In return, users would earn points, discounts, or even direct mobile credit—essentially monetising their attention in micro-transactions.

The idea was smart. But the execution was riddled with UX traps that confused and alienated users.


The Lock Screen That Didn’t Feel Secure

From the start, users were uneasy about how Unlockd replaced their phone’s native lock screen. While it mimicked Android’s design language, the Unlockd screen:

  • Didn’t show key notifications (SMS, missed calls)
  • Lacked fingerprint or biometric unlock options
  • Sometimes lagged or froze on mid-range phones

This left users feeling like their phone had been hijacked by a branded shell, especially when ads played before unlock was complete. It eroded a sense of control over the device—and for many, that was a hard no.


Cluttered Ads, Unclear Rewards

The biggest promise—earn credit for seeing ads—was muddied by a vague and inconsistent UI. Users were never sure:

  • How much they were earning per ad
  • Which actions counted (tap vs swipe vs ignore)
  • When their rewards would be credited

The app failed to show:

  • A clear daily or weekly earnings tracker
  • Transaction histories or point logic
  • Real-time updates after engagement

This created confusion and suspicion. Users began asking: Am I actually earning anything? Reddit threads and app store reviews were filled with complaints like:

  • “Not sure where my rewards go”
  • “Watched 20 ads and nothing showed up”
  • “Feels scammy now”

Privacy Settings That Were Anything but Private

Unlockd’s entire model relied on targeted ads.

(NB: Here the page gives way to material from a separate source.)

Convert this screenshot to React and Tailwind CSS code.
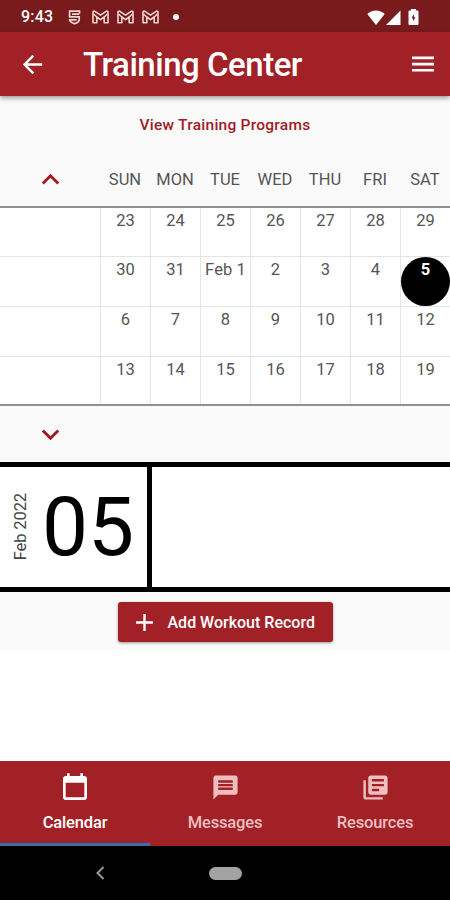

But the app:

  • Didn’t clearly explain what data it collected
  • Buried permissions in onboarding
  • Didn’t offer opt-outs or granularity

There was no clean UI for:

  • Data preferences
  • Ad categories
  • Viewing or deleting collected data

In a post-Cambridge Analytica world, this lack of transparency seriously damaged user trust. Even tech-savvy users couldn’t tell what was being tracked—or who was seeing it.


Inconsistent Performance Across Devices

The app was optimised poorly across the wide Android ecosystem. On some phones:

  • The lock screen crashed
  • Ads failed to load, freezing the phone
  • Rewards stopped syncing
  • Battery usage spiked

The user experience varied wildly depending on the device, and there was no smart fallback or low-data mode. For a mobile-first product targeting budget-conscious users, this was a massive oversight.

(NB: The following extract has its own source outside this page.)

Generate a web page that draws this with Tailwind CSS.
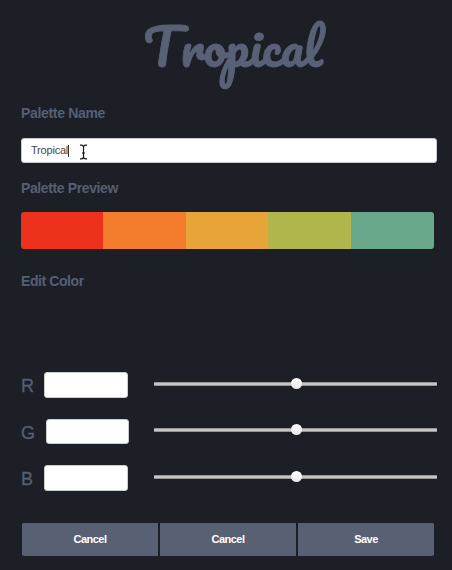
<!DOCTYPE html>
<html lang="en">
<head>
<meta charset="utf-8">
<title>Palette Editor</title>
<script src="https://cdn.jsdelivr.net/npm/@tailwindcss/browser@4"></script>
</head>
<body class="h-[570px] overflow-hidden bg-[#1c1f26] font-['Helvetica_Neue','Liberation_Sans',sans-serif] text-[#555f74]">
<main class="flex h-full flex-col pl-[21px] pr-[15px]">
  <h1 class="h-[104px] shrink-0 pl-[8px] pt-[2px] text-center font-['Pacifico','Lato',cursive] text-[50px] leading-[88px] font-normal [font-kerning:none] [-webkit-text-stroke:0.8px_#596176] text-[#596176]"><span class="tracking-[2px]">T</span>ropical</h1>
  <label for="name" class="h-[34px] shrink-0 text-sm leading-[19px] font-bold tracking-[-0.32px]">Palette Name</label>
  <div class="relative h-[25px] shrink-0">
    <div id="name" class="flex h-full items-center rounded-[3px] border border-[#c9c9d0] bg-white pl-[9px] text-[11px] leading-none tracking-[-0.2px] text-[#454545]"><span>Tropical</span><span class="h-3 w-px bg-[#333]"></span></div>
    <svg class="absolute left-[58px] top-[6px]" width="9" height="17" viewBox="0 0 9 17" fill="none" stroke="#17191d" stroke-width="1.2"><path d="M1 1.200H2.500q2 0 2 2v9.600q0 2-2 2H1M8 1.200H6.500q-2 0-2 2M8 14.800H6.500q-2 0-2-2M3 9h3"/></svg>
  </div>
  <h2 class="mt-[16px] h-[33px] shrink-0 text-sm leading-[19px] font-bold tracking-[-0.38px]">Palette Preview</h2>
  <div class="mr-[3px] grid h-[37px] shrink-0 grid-cols-[82px_83px_82px_83px_83px] overflow-hidden rounded-[3px]">
    <div class="bg-[#ec321d]"></div><div class="bg-[#f37d2d]"></div><div class="bg-[#e6a439]"></div><div class="bg-[#b0b54c]"></div><div class="bg-[#69a88b]"></div>
  </div>
  <h2 class="mt-[23px] h-[100px] shrink-0 text-sm leading-[19px] font-bold tracking-[-0.42px]">Edit Color</h2>

  <div class="flex h-[26px] shrink-0 items-start">
    <span class="w-[23px] text-[18px] leading-[28px] [-webkit-text-stroke:0.3px_#555f74]">R</span>
    <div class="h-[26px] w-[84px] rounded-[3px] border border-[#ccc] bg-white"></div>
    <div class="relative ml-[26px] mt-[10px] h-1 w-[283px] rounded-[1px] border-y border-[#969696] bg-[#c6c6c6]"><span class="absolute left-[137px] top-[-5px] size-[11px] rounded-full bg-linear-to-b from-white to-[#e8e8e8]"></span></div>
  </div>
  <div class="mt-[21px] flex h-[25px] shrink-0 items-start">
    <span class="w-[25px] text-[18px] leading-[28px] [-webkit-text-stroke:0.3px_#555f74]">G</span>
    <div class="h-[25px] w-[83px] rounded-[3px] border border-[#ccc] bg-white"></div>
    <div class="relative ml-[25px] mt-[9px] h-1 w-[283px] rounded-[1px] border-y border-[#969696] bg-[#c6c6c6]"><span class="absolute left-[137px] top-[-5px] size-[11px] rounded-full bg-linear-to-b from-white to-[#e8e8e8]"></span></div>
  </div>
  <div class="mt-[21px] flex h-[26px] shrink-0 items-start">
    <span class="w-[23px] text-[18px] leading-[28px] [-webkit-text-stroke:0.3px_#555f74]">B</span>
    <div class="h-[26px] w-[84px] rounded-[3px] border border-[#ccc] bg-white"></div>
    <div class="relative ml-[26px] mt-[10px] h-1 w-[283px] rounded-[1px] border-y border-[#969696] bg-[#c6c6c6]"><span class="absolute left-[137px] top-[-5px] size-[11px] rounded-full bg-linear-to-b from-white to-[#e8e8e8]"></span></div>
  </div>

  <div class="mt-[32px] ml-px mr-[3px] grid h-[33px] shrink-0 grid-cols-3 gap-[2px] text-[11px] font-bold tracking-[-0.5px] text-white">
    <button class="rounded-l-[2px] bg-[#586073]">Cancel</button>
    <button class="bg-[#586073]">Cancel</button>
    <button class="rounded-r-[2px] bg-[#586073]">Save</button>
  </div>
</main>
</body>
</html>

UX Didn’t Support the Business Model

Unlockd needed users to:

  • Use the app frequently
  • Watch ads
  • Feel rewarded enough to stay

But its poor feedback loops, confusing UI, and friction-heavy design made daily use feel annoying, not beneficial. Without clarity, control, or trust, even a “get paid to unlock your phone” app couldn’t hold attention.

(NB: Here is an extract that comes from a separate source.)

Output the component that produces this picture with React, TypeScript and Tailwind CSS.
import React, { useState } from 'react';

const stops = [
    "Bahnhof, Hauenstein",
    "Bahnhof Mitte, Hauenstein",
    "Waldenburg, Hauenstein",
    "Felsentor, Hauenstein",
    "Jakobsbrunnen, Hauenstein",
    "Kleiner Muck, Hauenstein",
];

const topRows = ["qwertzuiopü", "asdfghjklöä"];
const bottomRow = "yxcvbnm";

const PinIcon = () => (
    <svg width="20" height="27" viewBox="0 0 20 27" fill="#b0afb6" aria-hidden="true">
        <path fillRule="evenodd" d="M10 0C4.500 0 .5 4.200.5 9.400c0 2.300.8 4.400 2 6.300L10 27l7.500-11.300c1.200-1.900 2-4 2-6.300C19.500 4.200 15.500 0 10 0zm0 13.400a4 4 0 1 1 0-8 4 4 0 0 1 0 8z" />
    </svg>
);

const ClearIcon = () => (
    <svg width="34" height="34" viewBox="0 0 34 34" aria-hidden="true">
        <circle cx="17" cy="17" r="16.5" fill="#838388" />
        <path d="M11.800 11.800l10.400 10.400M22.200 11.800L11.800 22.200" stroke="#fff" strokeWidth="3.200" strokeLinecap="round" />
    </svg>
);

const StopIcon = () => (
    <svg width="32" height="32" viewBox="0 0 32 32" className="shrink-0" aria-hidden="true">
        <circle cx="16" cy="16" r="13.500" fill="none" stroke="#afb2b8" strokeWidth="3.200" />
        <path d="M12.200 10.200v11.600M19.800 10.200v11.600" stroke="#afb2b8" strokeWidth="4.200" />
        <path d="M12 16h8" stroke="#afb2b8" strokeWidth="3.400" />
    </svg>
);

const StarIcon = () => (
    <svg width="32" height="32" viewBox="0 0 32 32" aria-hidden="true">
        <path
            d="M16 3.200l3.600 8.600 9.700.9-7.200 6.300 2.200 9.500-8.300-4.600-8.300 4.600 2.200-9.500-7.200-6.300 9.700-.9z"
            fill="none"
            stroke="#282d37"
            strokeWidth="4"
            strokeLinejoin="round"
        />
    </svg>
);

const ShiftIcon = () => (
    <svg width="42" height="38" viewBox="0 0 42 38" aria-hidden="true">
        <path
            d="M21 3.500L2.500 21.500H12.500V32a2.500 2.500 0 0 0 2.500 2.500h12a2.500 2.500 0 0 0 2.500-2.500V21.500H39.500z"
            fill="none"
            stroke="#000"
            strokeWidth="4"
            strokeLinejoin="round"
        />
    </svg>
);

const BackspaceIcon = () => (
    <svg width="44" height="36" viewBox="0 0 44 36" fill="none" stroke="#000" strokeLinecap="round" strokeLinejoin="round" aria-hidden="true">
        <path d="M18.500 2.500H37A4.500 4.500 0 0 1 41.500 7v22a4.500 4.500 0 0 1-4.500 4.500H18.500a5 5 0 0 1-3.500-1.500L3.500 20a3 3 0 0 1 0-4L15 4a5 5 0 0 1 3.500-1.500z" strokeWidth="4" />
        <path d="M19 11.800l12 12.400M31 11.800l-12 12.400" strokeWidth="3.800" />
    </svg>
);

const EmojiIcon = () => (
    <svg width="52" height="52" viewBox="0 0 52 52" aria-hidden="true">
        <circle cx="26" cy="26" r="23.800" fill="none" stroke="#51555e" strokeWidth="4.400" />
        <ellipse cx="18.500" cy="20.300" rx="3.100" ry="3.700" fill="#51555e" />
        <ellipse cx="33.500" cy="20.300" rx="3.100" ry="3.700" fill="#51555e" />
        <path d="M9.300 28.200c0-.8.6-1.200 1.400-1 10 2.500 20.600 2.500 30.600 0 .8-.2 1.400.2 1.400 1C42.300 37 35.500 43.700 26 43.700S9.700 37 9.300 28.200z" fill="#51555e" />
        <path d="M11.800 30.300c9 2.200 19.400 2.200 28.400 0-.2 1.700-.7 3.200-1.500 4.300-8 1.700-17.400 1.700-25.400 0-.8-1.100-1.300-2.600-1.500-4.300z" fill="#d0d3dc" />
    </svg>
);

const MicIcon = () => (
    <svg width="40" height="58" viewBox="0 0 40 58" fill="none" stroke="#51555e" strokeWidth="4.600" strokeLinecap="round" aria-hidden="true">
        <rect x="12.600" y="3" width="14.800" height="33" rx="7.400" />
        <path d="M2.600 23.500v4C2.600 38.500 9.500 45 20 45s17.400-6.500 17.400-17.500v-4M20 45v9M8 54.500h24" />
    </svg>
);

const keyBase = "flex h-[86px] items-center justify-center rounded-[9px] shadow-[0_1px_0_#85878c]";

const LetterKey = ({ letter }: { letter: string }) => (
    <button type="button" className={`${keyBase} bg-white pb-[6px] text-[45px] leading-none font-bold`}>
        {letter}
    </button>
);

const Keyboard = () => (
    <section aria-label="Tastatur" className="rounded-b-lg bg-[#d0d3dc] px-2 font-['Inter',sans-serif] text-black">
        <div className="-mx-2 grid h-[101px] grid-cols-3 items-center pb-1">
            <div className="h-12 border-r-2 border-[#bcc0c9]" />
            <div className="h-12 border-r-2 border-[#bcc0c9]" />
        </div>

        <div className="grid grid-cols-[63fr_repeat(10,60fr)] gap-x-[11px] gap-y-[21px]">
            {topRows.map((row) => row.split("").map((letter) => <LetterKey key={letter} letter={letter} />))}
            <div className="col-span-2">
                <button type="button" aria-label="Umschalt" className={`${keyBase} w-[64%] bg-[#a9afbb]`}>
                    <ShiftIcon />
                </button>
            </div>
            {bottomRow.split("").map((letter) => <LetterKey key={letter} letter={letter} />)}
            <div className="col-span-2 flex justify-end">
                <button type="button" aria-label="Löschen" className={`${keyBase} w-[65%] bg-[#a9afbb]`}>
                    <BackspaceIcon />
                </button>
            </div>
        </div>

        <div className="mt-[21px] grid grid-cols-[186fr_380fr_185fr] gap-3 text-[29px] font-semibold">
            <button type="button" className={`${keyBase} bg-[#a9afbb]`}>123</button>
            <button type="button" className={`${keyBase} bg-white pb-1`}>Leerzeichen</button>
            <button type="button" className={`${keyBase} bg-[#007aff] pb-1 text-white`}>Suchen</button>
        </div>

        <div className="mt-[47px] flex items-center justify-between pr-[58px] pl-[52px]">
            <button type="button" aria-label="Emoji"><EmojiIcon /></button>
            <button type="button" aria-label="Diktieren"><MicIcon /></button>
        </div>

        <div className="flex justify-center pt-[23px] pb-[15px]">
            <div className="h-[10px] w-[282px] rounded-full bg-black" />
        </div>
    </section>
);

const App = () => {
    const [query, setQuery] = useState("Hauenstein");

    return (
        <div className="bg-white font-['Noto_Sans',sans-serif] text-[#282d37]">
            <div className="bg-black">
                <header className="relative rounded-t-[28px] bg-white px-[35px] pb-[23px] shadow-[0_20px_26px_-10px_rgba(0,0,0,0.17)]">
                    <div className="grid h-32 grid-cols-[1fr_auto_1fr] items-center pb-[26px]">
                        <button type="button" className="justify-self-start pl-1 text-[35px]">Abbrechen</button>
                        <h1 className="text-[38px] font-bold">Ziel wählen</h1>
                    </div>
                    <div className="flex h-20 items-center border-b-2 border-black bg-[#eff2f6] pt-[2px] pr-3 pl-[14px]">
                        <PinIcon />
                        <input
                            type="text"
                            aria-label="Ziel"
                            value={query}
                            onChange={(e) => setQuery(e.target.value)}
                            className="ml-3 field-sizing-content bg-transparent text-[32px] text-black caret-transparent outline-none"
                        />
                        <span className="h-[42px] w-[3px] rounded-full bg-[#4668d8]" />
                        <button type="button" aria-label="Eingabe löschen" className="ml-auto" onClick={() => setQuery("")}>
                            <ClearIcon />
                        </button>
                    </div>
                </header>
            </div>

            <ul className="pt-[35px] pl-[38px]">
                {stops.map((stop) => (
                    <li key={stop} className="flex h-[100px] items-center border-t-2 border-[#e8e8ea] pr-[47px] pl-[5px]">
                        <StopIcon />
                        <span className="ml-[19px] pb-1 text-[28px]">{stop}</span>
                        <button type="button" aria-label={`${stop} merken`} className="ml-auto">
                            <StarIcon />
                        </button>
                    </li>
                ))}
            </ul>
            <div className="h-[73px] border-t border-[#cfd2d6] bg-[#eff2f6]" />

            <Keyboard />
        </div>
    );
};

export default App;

As Google later booted Unlockd from the Play Store—allegedly due to violating ad network terms—the app had already lost its most important asset: loyal, happy users.


Lessons from Unlockd’s UX Collapse

  • Core value must be crystal clear. Users never fully understood what they earned or how.
  • Monetising attention needs trust. The moment users feel exploited, they’ll walk.
  • You can’t disrupt phones without empathy. Hijacking basic features like lock screens requires airtight UX.
  • Feedback loops are vital. People need real-time confirmation that their actions matter.
  • Privacy UX is no longer optional. Every ad-driven platform must show what’s collected, how, and why.

FAQs

1. What was Unlockd’s core idea?
Replace your lock screen with ads in exchange for mobile credit or rewards.

2. Why did users stop using it?
The experience was unclear, the rewards were vague, the lock screen felt invasive, and privacy wasn’t handled transparently.

3. Was the app functional?
Sometimes—but it was inconsistent across devices and lacked essential feedback and controls.

4. Did poor UX lead to the company’s failure?
It contributed. Legal battles pushed the collapse, but poor user retention and low trust played a major part.

5. Could a better-designed app have changed the outcome?
Possibly. With clearer value display, better privacy design, and smoother UX, Unlockd may have built a more loyal base.